Most of the changes require attention to the basics. COAG should jettison its ad hoc, unpredictable schedule in favour of meeting twice each year, with others convened as required. A prearranged, regular meeting schedule is required to enable better planning and more public debate about the next reform opportunities.

COAG also needs to be released from the tight control of the Commonwealth. It should be funded by all participants and have its own independent secretariat. Prime Ministers need to loosen their grip on the meeting agenda to allow the States, Territories and local government to raise issues for discussion and debate.

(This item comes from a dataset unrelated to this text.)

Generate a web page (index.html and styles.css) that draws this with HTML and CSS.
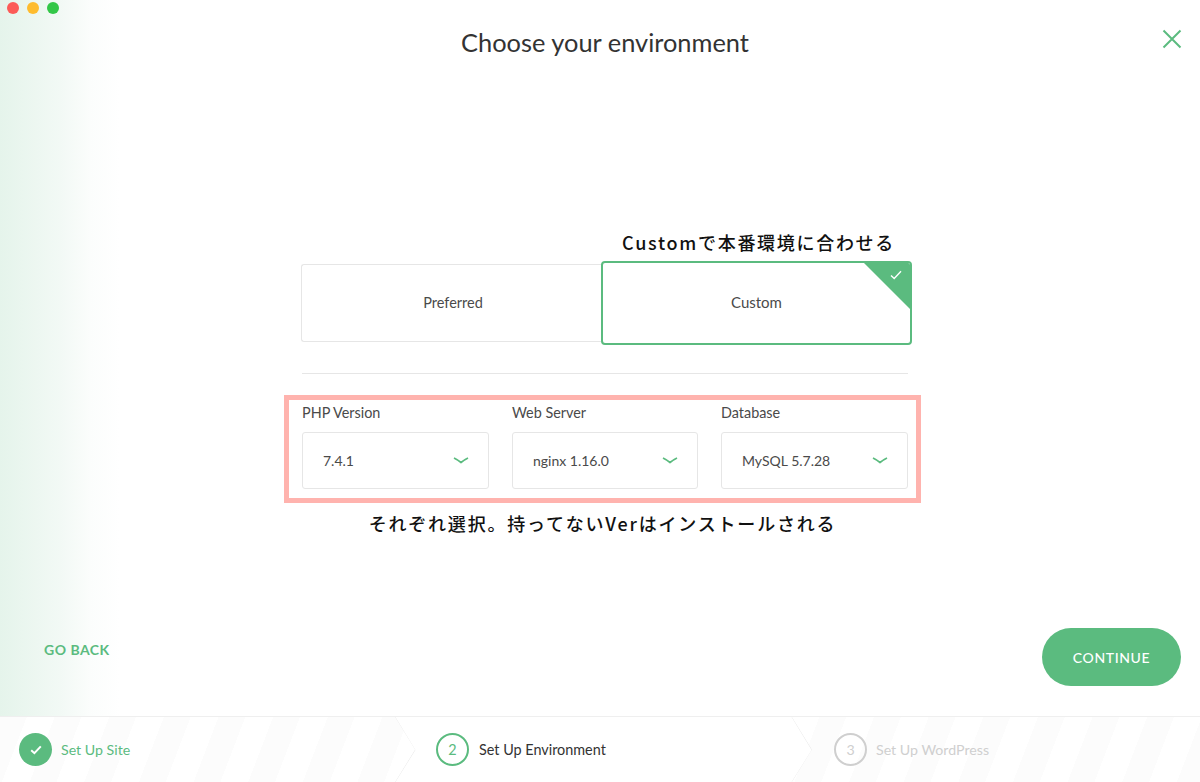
FILE: index.html
```html
<!DOCTYPE html>
<html lang="en">
<head>
  <meta charset="UTF-8">
  <meta name="viewport" content="width=device-width, initial-scale=1.0">
  <title>Choose your environment</title>
  <link rel="stylesheet" href="styles.css">
</head>
<body>
  <div class="main">
    <!-- Window controls -->
    <div class="traffic">
      <span class="dot red"></span>
      <span class="dot yellow"></span>
      <span class="dot green"></span>
    </div>

    <svg class="close" width="20" height="20" viewBox="0 0 20 20">
      <path d="M1.5 1.5 L18.5 18.5 M18.5 1.5 L1.5 18.5" fill="none" stroke="#5bbb7f" stroke-width="2"/>
    </svg>

    <h1>Choose your environment</h1>

    <div class="content">
      <p class="note note-top">Customで本番環境に合わせる</p>

      <!-- Environment type -->
      <div class="cards">
        <div class="card">Preferred</div>
        <div class="card selected">
          Custom
          <span class="corner"></span>
          <svg class="corner-check" width="12" height="10" viewBox="0 0 12 10">
            <path d="M1 5.5 L4.2 8.5 L11 1.2" fill="none" stroke="#ffffff" stroke-width="1.4"/>
          </svg>
        </div>
      </div>

      <div class="divider"></div>

      <!-- Version selects -->
      <div class="options">
        <div class="field">
          <label>PHP Version</label>
          <div class="select">
            <span>7.4.1</span>
            <svg width="16" height="7" viewBox="0 0 16 7"><path d="M1 1 Q5 3 8 5.5 Q11 3 15 1" fill="none" stroke="#5bbb7f" stroke-width="1.7"/></svg>
          </div>
        </div>
        <div class="field">
          <label>Web Server</label>
          <div class="select">
            <span>nginx 1.16.0</span>
            <svg width="16" height="7" viewBox="0 0 16 7"><path d="M1 1 Q5 3 8 5.5 Q11 3 15 1" fill="none" stroke="#5bbb7f" stroke-width="1.7"/></svg>
          </div>
        </div>
        <div class="field">
          <label>Database</label>
          <div class="select">
            <span>MySQL 5.7.28</span>
            <svg width="16" height="7" viewBox="0 0 16 7"><path d="M1 1 Q5 3 8 5.5 Q11 3 15 1" fill="none" stroke="#5bbb7f" stroke-width="1.7"/></svg>
          </div>
        </div>
      </div>

      <p class="note note-bottom">それぞれ選択。持ってないVerはインストールされる</p>
    </div>

    <div class="actions">
      <a class="back">GO BACK</a>
      <button class="continue">CONTINUE</button>
    </div>
  </div>

  <!-- Steps -->
  <div class="steps">
    <div class="step step-first">
      <span class="circle done">
        <svg width="12" height="10" viewBox="0 0 12 10"><path d="M1.2 5.2 L4.4 8.2 L10.8 1.4" fill="none" stroke="#ffffff" stroke-width="2"/></svg>
      </span>
      <span class="step-name green-text">Set Up Site</span>
    </div>
    <div class="step step-current">
      <svg class="chevrons" width="417" height="65" viewBox="0 0 417 65">
        <path d="M0 0 L20 33 L0 65 M397 0 L417 33 L397 65" fill="none" stroke="#ececec" stroke-width="1"/>
      </svg>
      <span class="circle current">2</span>
      <span class="step-name">Set Up Environment</span>
    </div>
    <div class="step step-last">
      <span class="circle todo">3</span>
      <span class="step-name muted">Set Up WordPress</span>
    </div>
  </div>
</body>
</html>
```

FILE: styles.css
```css
html, body {
  margin: 0;
  padding: 0;
  height: 782px;
  overflow: hidden;
}

body {
  display: flex;
  flex-direction: column;
  background-color: #ffffff;
  color: #4a4a4a;
  font-family: 'Lato', sans-serif;
  font-size: 14px;
}

.main {
  position: relative;
  flex: 1;
  display: flex;
  flex-direction: column;
  background: linear-gradient(90deg, #e5f4eb 0, #f2f9f5 60px, #fbfdfc 90px, #ffffff 120px);
}

.traffic {
  position: absolute;
  top: 2px;
  left: 7px;
  display: flex;
  gap: 8px;
}

.dot {
  width: 12px;
  height: 12px;
  border-radius: 50%;
}

.red { background-color: #fc5b57; }
.yellow { background-color: #febc2e; }
.green { background-color: #33c748; }

.close {
  position: absolute;
  top: 29px;
  left: 1162px;
}

h1 {
  margin: 26px 0 0 10px;
  font-size: 25.4px;
  font-weight: 400;
  line-height: 32px;
  text-align: center;
  color: #333333;
}

.content {
  width: 611px;
  margin: 171px 0 0 301px;
}

.note {
  margin: 0;
  font-family: 'Noto Sans CJK JP', sans-serif;
  font-size: 18px;
  font-weight: 500;
  line-height: 26px;
  color: #111111;
  text-align: center;
  letter-spacing: 1.7px;
}

.note-top {
  height: 26px;
  padding-right: 17px;
  text-align: right;
}

.note-bottom {
  margin-top: 7px;
  margin-left: -8px;
  letter-spacing: 1.8px;
}

.cards {
  display: flex;
  align-items: center;
  margin-top: 6px;
}

.card {
  display: flex;
  align-items: center;
  justify-content: center;
  box-sizing: border-box;
  width: 300px;
  height: 78px;
  padding: 0 0 2px 3px;
  border: 1px solid #e6e6e6;
  border-right: none;
  border-radius: 3px 0 0 3px;
  color: #4a4a4a;
  font-size: 14.5px;
}

.card.selected {
  position: relative;
  width: 311px;
  height: 84px;
  padding-left: 0;
  border: 2px solid #5bbb7f;
  border-radius: 4px;
  overflow: hidden;
  font-size: 15px;
}

.corner {
  position: absolute;
  top: -2px;
  right: -2px;
  width: 50px;
  height: 50px;
  background-color: #5bbb7f;
  clip-path: polygon(0 0, 100% 0, 100% 100%);
}

.corner-check {
  position: absolute;
  top: 7px;
  right: 8px;
}

.divider {
  height: 1px;
  margin: 28px 4px 0 1px;
  background-color: #e6e6e6;
}

.options {
  display: grid;
  grid-template-columns: 187px 186px 187px;
  gap: 23px;
  margin: 21px -9px 0 -17px;
  padding: 4px 8px 9px 13px;
  border: 5px solid #ffb3ae;
}

.field label {
  display: block;
  font-size: 14.4px;
  line-height: 18px;
  margin-bottom: 10px;
}

.select {
  display: flex;
  align-items: center;
  justify-content: space-between;
  box-sizing: border-box;
  height: 57px;
  padding: 0 19px 0 20px;
  border: 1px solid #e6e6e6;
  border-radius: 3px;
}

.select svg {
  margin-top: -1px;
}

.actions {
  display: flex;
  align-items: center;
  justify-content: space-between;
  margin-top: auto;
  padding: 0 19px 30px 44px;
}

.back {
  margin-top: -15px;
  font-size: 14px;
  font-weight: 700;
  letter-spacing: 0.5px;
  color: #5bbb7f;
}

.continue {
  width: 139px;
  height: 58px;
  border: none;
  border-radius: 29px;
  background-color: #5bbb7f;
  color: #ffffff;
  font-family: 'Lato', sans-serif;
  font-size: 14px;
  font-weight: 500;
  letter-spacing: 0.6px;
}

.steps {
  display: flex;
  height: 65px;
  border-top: 1px solid #efefef;
  background: repeating-linear-gradient(111deg, #fcfcfc 0, #fcfcfc 25px, #ffffff 25px, #ffffff 51px);
}

.step {
  display: flex;
  align-items: center;
  gap: 9px;
  box-sizing: border-box;
  font-size: 14.2px;
}

.step-first {
  width: 395px;
  padding-left: 19px;
}

.step-current {
  position: relative;
  width: 417px;
  padding-left: 41px;
  gap: 10px;
  font-size: 14.4px;
  background-color: #ffffff;
  clip-path: polygon(0 0, 397px 0, 417px 50%, 397px 100%, 0 100%, 20px 50%);
}

.step-last {
  flex: 1;
  padding-left: 22px;
}

.chevrons {
  position: absolute;
  top: 0;
  left: 0;
}

.circle {
  display: flex;
  align-items: center;
  justify-content: center;
  box-sizing: border-box;
  width: 33px;
  height: 33px;
  border-radius: 50%;
}

.circle.done {
  background-color: #5bbb7f;
}

.circle.current {
  border: 2px solid #5bbb7f;
  color: #5bbb7f;
}

.circle.todo {
  border: 2px solid #cfcfcf;
  color: #cfcfcf;
}

.step-name {
  color: #333333;
}

.green-text {
  color: #5bbb7f;
}

.muted {
  color: #cfcfcf;
}
```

The truth of course is that the Commonwealth will always dominate COAG. It controls the purse strings, has the greatest capacity to impose its will and no deal can be reached without it. Given this, it does not need to manage COAG in a way that can deny other governments the scope to propose new areas of reform and cooperation.

Finally, COAG must become more transparent and accountable. Its discussions take place behind closed doors, and its decisions are announced in a press release or communiqué with few details. The public needs to know more about COAG and how it operates.

To help improve accountability, parliaments need to be given a greater scrutiny role over COAG decisions. There is no requirement that COAG agreements be brought before parliaments and, when they are, they are presented as a fait accompli. This runs against our tradition or responsible government. When federal, State and Territory leaders commit themselves to joint action, these agreements should be tabled in parliament, and the most important should be referred to standing parliamentary committees in each jurisdiction.

Left in its current form, COAG will continue to function in an ad hoc, unaccountable and ultimately ineffective manner. For the benefit of the federation, it must itself be reformed, and allowed to operate in a way that reflects its role as a powerful and important part of our democracy.